OK I am, as the rabbi and several other high-priced training facilities will attest. But no matter how many pre-existing gun-fighting stimulus – response patterns you have lodged in your subconscious, the best training in the world can’t possibly cover every real world scenario. As the Brits say, it’s the bus that you don’t see that kills you. You still need enough rational thought to select the appropriate reaction for a given combat situation.
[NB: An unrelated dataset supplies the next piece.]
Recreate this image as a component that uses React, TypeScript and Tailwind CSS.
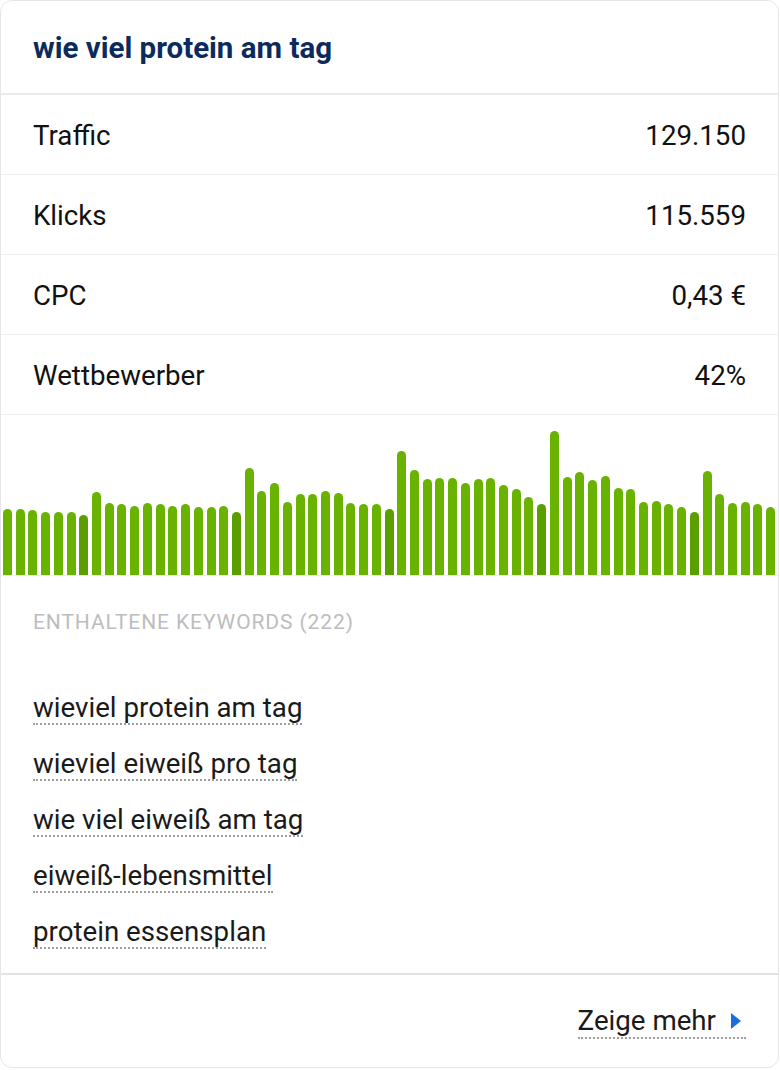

How to Stay Calm in Battle
It’s simple. Breathe slowly. Your heart won’t race. Your brain will get enough oxygen to think clearly. Your blood flow won’t rush inwards. You will continue to feel your extremities, enabling (i.e. not disabling) fine motor skills. Your mind will be sharp, clear and focused. Provided you had the mindset in the first place.
Which reminds me: it’s all relative. If you slow your breathing during a gunfight, you will still experience some of the psychological and physiological effects from the fight or flight response. But slow breathing is a control mechanism for those effects, one that dramatically reduces the chances of a complete subconscious takeover.
A wrinkle: you have to breathe slowly quickly. I mean, early in the game. Before you caught up in the bio-feedback loop described above. If you try to control your breathing after hyperventilation has set in, well, Wikipedia tells the tale:
In alkalosis, hemoglobin binds more securely to the oxygen (‘alkalotic O2 clamping’, also called the ‘Bohr effect’), so the patient’s cells become relatively hypoxic. Restricting inspired oxygen worsens this hypoxia and is detrimental to the patient.
The same benefits can be obtained more safely from deliberately slowing down the breathing rate by counting or looking at the second hand on a watch. This is often referred to as “7-11 breathing”, because a gentle inhalation is stretched out to take 7 seconds (or counts), and the exhalation is slowed to take 11 seconds — Practice That
If you want to stay calm in battle, focus on your breathing. Breathe slowly. But don’t breathe too slowly. The So-called 7-11 breathing is designed to reverse the effects of hyperventilation, not establish a suitable base line for mental and physical performance under stress. The right breathing pattern isn’t a strict formula; it depends on your size, weight, fitness level and activity. But an even breathing pattern—say, five seconds inhale, five seconds exhale—is best.
Bonus! Wearing ear protectors makes it easy to hear your own breathing. So you can practice breathing every time you go to the range. And the more you do that, the more likely you are to breathe properly without thinking about it. Add in some stress training to make sure you can keep your breathing consistent in the heat of battle, and there you have it. Calm in the face of danger.”